Ich hab mir das mit dem "wo" ja nicht ausgedacht, das steht im Duden (wo ich nachgesehen habe, weil ich bisher selbst noch nie auf den Begriff "Relativadverbien" getoßen war ... ;)). Da ist auch recht genau definiert, wann ein Nebensatz ein Relativsatz ist. Ansichtssache ist das eher nicht. :) Und natürlich hast du Recht damit, dass ein richtig gesetztes Komma wichtiger ist als die richtige Bezeichnung. Falsche Bezeichnungen sollten sich trotzdem nicht unbedingt einprägen, finde ich. Sonst wird es irgendwann so schwer, darüber zu kommunizieren.

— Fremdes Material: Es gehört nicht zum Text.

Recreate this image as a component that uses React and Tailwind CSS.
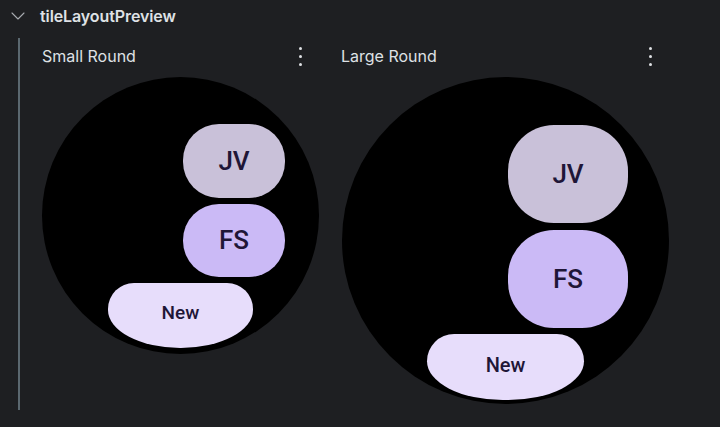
import { ChevronDown } from "lucide-react";

function Kebab() {
  return (
    <div className="flex flex-col items-center gap-[5px] w-[4px]">
      <div className="w-[3px] h-[3px] rounded-full bg-[#dfe1e5]"></div>
      <div className="w-[3px] h-[3px] rounded-full bg-[#dfe1e5]"></div>
      <div className="w-[3px] h-[3px] rounded-full bg-[#dfe1e5]"></div>
    </div>
  );
}

function SmallRound() {
  return (
    <div className="w-[277px] h-[277px] rounded-full bg-black overflow-hidden flex flex-col items-center pt-[47px] font-['Roboto',sans-serif] font-medium text-[#1f1637]">
      <div className="self-end shrink-0 mr-[34px] w-[102px] h-[74px] rounded-[36px] bg-[#c9c1d9] flex items-center justify-center text-[26px]">
        JV
      </div>
      <div className="self-end shrink-0 mr-[34px] mt-[6px] w-[102px] h-[73px] rounded-[36px] bg-[#cbbaf6] flex items-center justify-center text-[26px]">
        FS
      </div>
      <div className="mt-[6px] w-[145px] h-[65px] shrink-0 rounded-[26px_26px_72px_72px/26px_26px_38px_38px] bg-[#e7ddfb] flex justify-center pt-[16px] text-[19px]">
        New
      </div>
    </div>
  );
}

function LargeRound() {
  return (
    <div className="w-[327px] h-[327px] rounded-full bg-black overflow-hidden flex flex-col items-center pt-[48px] font-['Roboto',sans-serif] font-medium text-[#1f1637]">
      <div className="self-end shrink-0 mr-[41px] w-[120px] h-[98px] rounded-[46px] bg-[#c9c1d9] flex items-center justify-center text-[26px]">
        JV
      </div>
      <div className="self-end shrink-0 mr-[41px] mt-[7px] w-[120px] h-[98px] rounded-[46px] bg-[#cbbaf6] flex items-center justify-center text-[26px]">
        FS
      </div>
      <div className="mt-[6px] w-[157px] h-[66px] shrink-0 rounded-[28px_28px_78px_78px/28px_28px_40px_40px] bg-[#e7ddfb] flex justify-center pt-[16px] text-[20px]">
        New
      </div>
    </div>
  );
}

export default function App() {
  return (
    <div className="w-[720px] h-[427px] bg-[#1e1f22] text-[#dfe1e5] font-['Inter',sans-serif] overflow-hidden">
      <div className="h-[32px] flex items-center pl-[6px]">
        <ChevronDown size={24} strokeWidth={1.1} className="text-[#a8abb0]" />
        <span className="ml-[10px] text-[16px] font-semibold tracking-[-0.1px]">tileLayoutPreview</span>
      </div>
      <div className="ml-[18px] mt-[6px] border-l-2 border-[#5b6870] h-[372px] flex pl-[22px]">
        <div className="w-[299px] flex flex-col">
          <div className="h-[36px] flex items-center justify-between w-[260px]">
            <span className="text-[16px]">Small Round</span>
            <Kebab />
          </div>
          <div className="mt-[3px]">
            <SmallRound />
          </div>
        </div>
        <div className="flex flex-col">
          <div className="h-[36px] flex items-center justify-between w-[311px]">
            <span className="text-[16px]">Large Round</span>
            <Kebab />
          </div>
          <div className="mt-[3px] ml-[1px]">
            <LargeRound />
          </div>
        </div>
      </div>
    </div>
  );
}
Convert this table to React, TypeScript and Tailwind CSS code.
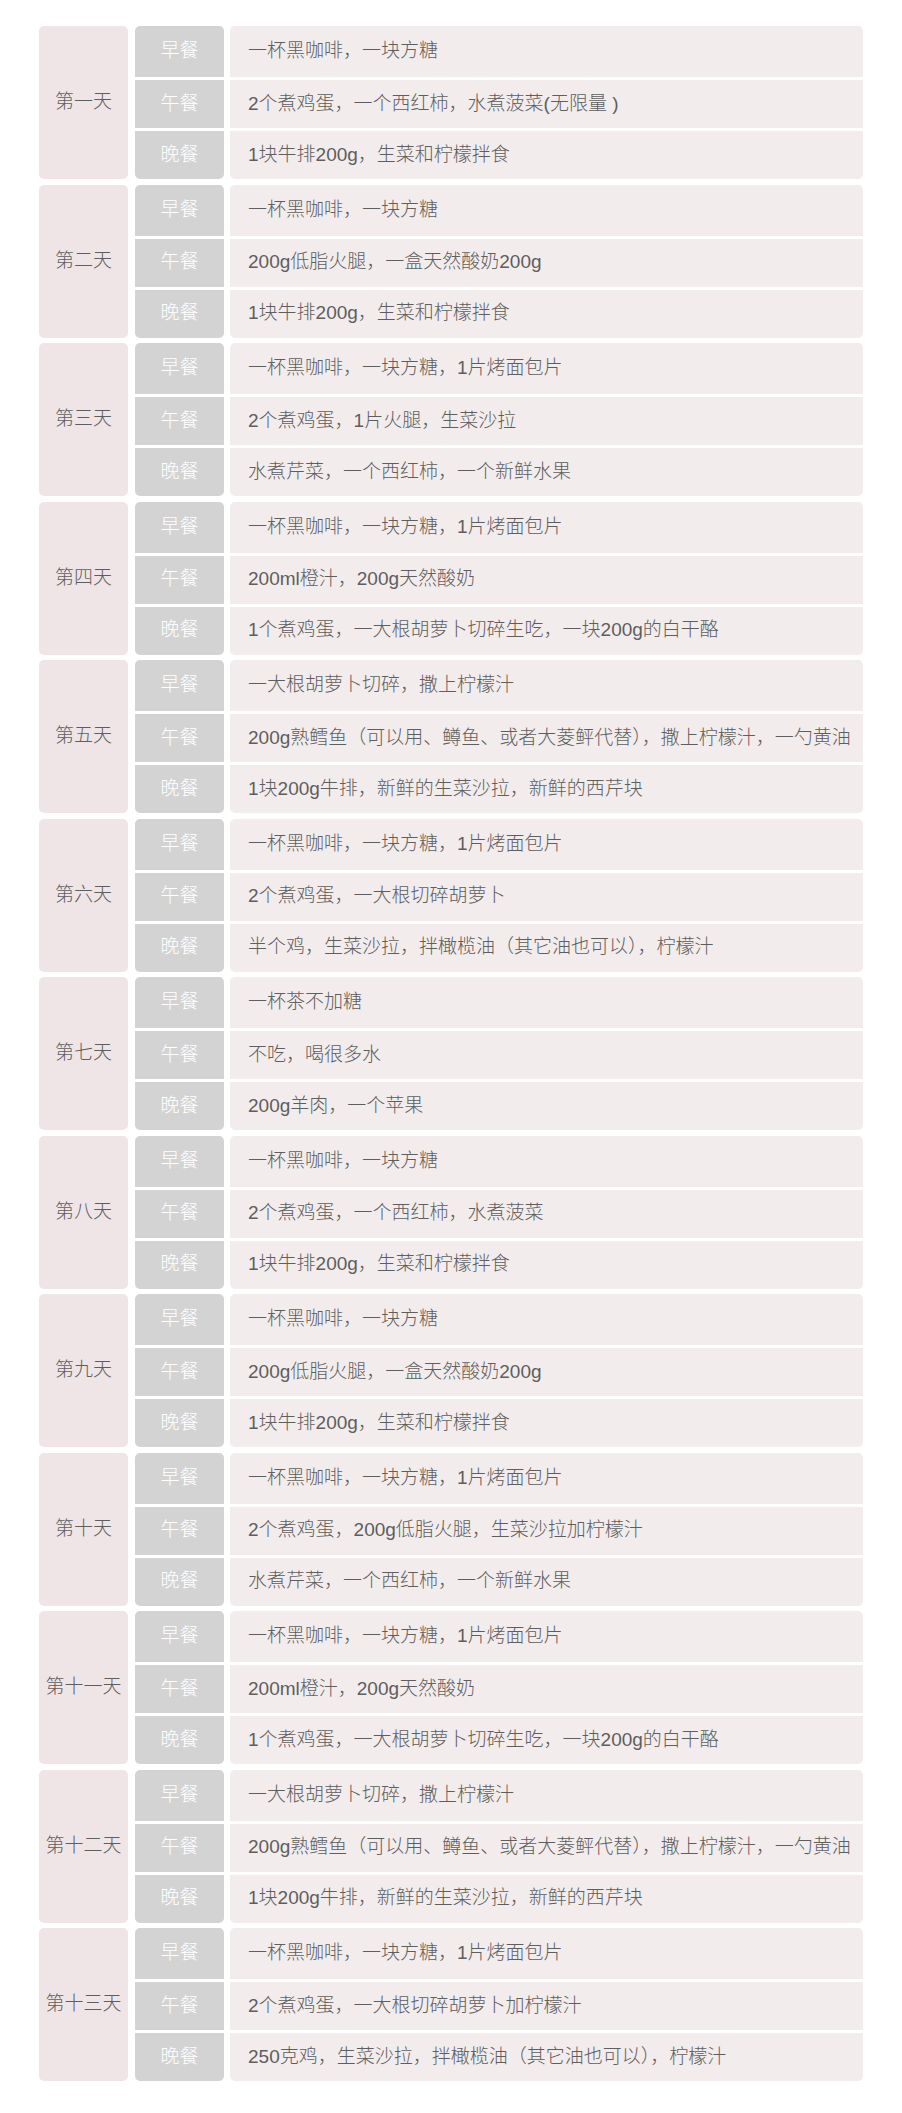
const days: { name: string; meals: [string, string, string] }[] = [
  {
    name: "第一天",
    meals: ["一杯黑咖啡，一块方糖", "2个煮鸡蛋，一个西红柿，水煮菠菜(无限量 )", "1块牛排200g，生菜和柠檬拌食"],
  },
  {
    name: "第二天",
    meals: ["一杯黑咖啡，一块方糖", "200g低脂火腿，一盒天然酸奶200g", "1块牛排200g，生菜和柠檬拌食"],
  },
  {
    name: "第三天",
    meals: ["一杯黑咖啡，一块方糖，1片烤面包片", "2个煮鸡蛋，1片火腿，生菜沙拉", "水煮芹菜，一个西红柿，一个新鲜水果"],
  },
  {
    name: "第四天",
    meals: ["一杯黑咖啡，一块方糖，1片烤面包片", "200ml橙汁，200g天然酸奶", "1个煮鸡蛋，一大根胡萝卜切碎生吃，一块200g的白干酪"],
  },
  {
    name: "第五天",
    meals: [
      "一大根胡萝卜切碎，撒上柠檬汁",
      "200g熟鳕鱼（可以用、鳟鱼、或者大菱鲆代替），撒上柠檬汁，一勺黄油",
      "1块200g牛排，新鲜的生菜沙拉，新鲜的西芹块",
    ],
  },
  {
    name: "第六天",
    meals: ["一杯黑咖啡，一块方糖，1片烤面包片", "2个煮鸡蛋，一大根切碎胡萝卜", "半个鸡，生菜沙拉，拌橄榄油（其它油也可以），柠檬汁"],
  },
  {
    name: "第七天",
    meals: ["一杯茶不加糖", "不吃，喝很多水", "200g羊肉，一个苹果"],
  },
  {
    name: "第八天",
    meals: ["一杯黑咖啡，一块方糖", "2个煮鸡蛋，一个西红柿，水煮菠菜", "1块牛排200g，生菜和柠檬拌食"],
  },
  {
    name: "第九天",
    meals: ["一杯黑咖啡，一块方糖", "200g低脂火腿，一盒天然酸奶200g", "1块牛排200g，生菜和柠檬拌食"],
  },
  {
    name: "第十天",
    meals: ["一杯黑咖啡，一块方糖，1片烤面包片", "2个煮鸡蛋，200g低脂火腿，生菜沙拉加柠檬汁", "水煮芹菜，一个西红柿，一个新鲜水果"],
  },
  {
    name: "第十一天",
    meals: ["一杯黑咖啡，一块方糖，1片烤面包片", "200ml橙汁，200g天然酸奶", "1个煮鸡蛋，一大根胡萝卜切碎生吃，一块200g的白干酪"],
  },
  {
    name: "第十二天",
    meals: [
      "一大根胡萝卜切碎，撒上柠檬汁",
      "200g熟鳕鱼（可以用、鳟鱼、或者大菱鲆代替），撒上柠檬汁，一勺黄油",
      "1块200g牛排，新鲜的生菜沙拉，新鲜的西芹块",
    ],
  },
  {
    name: "第十三天",
    meals: ["一杯黑咖啡，一块方糖，1片烤面包片", "2个煮鸡蛋，一大根切碎胡萝卜加柠檬汁", "250克鸡，生菜沙拉，拌橄榄油（其它油也可以），柠檬汁"],
  },
];

const mealNames = ["早餐", "午餐", "晚餐"];

export default function App() {
  return (
    <div
      className="w-[902px] bg-white px-[39px] pt-[26px] pb-[32px] flex flex-col gap-[5.5px] text-[19px] font-light text-[#5e5e5e]"
      style={{ fontFamily: '"Liberation Sans", "Noto Sans CJK SC", sans-serif' }}
    >
      {days.map((day) => (
        <div key={day.name} className="flex h-[153px]">
          <div className="w-[89px] shrink-0 rounded-[5px] bg-[#efe5e7] flex items-center justify-center">
            {day.name}
          </div>
          <div className="ml-[7px] w-[89px] shrink-0 rounded-[5px] overflow-hidden flex flex-col gap-[3px]">
            {mealNames.map((m, i) => (
              <div
                key={m}
                className={
                  i === 0
                    ? "h-[51px] bg-[#d3d3d3] text-white flex items-center justify-center"
                    : "flex-1 bg-[#d3d3d3] text-white flex items-center justify-center"
                }
              >
                {m}
              </div>
            ))}
          </div>
          <div className="ml-[6px] flex-1 rounded-[5px] overflow-hidden flex flex-col gap-[3px]">
            {day.meals.map((text, i) => (
              <div
                key={i}
                className={
                  i === 0
                    ? "h-[51px] bg-[#f2ecec] flex items-center pl-[18px] whitespace-nowrap"
                    : "flex-1 bg-[#f2ecec] flex items-center pl-[18px] whitespace-nowrap"
                }
              >
                {text}
              </div>
            ))}
          </div>
        </div>
      ))}
    </div>
  );
}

Deine Darstellung bietet auf jeden Fall eine gute Übersicht, damit man eine Vorstellung davon bekommt, welche Kategorien von Kommaregeln es gibt. Ich würde aber jedem ergänzend empfehlen, wenn er diese Übersicht verinnerlicht hat, sich auch nochmal die konkreten Kommaregeln im Duden anzuschaun - mitsamt den Ausnahmen und Beispielen. Dank dieser Übersicht ist das dann vielleicht auch leichter verständlich, als wenn man ganz unbeleckt da rangeht. ;)

LG
Thali

Sprotte

Ich wollte Dir nicht auf einen Zeh klettern, Thali!  :knuddel: Und hab das oben mit den Relativadverbien auch schon korrigiert.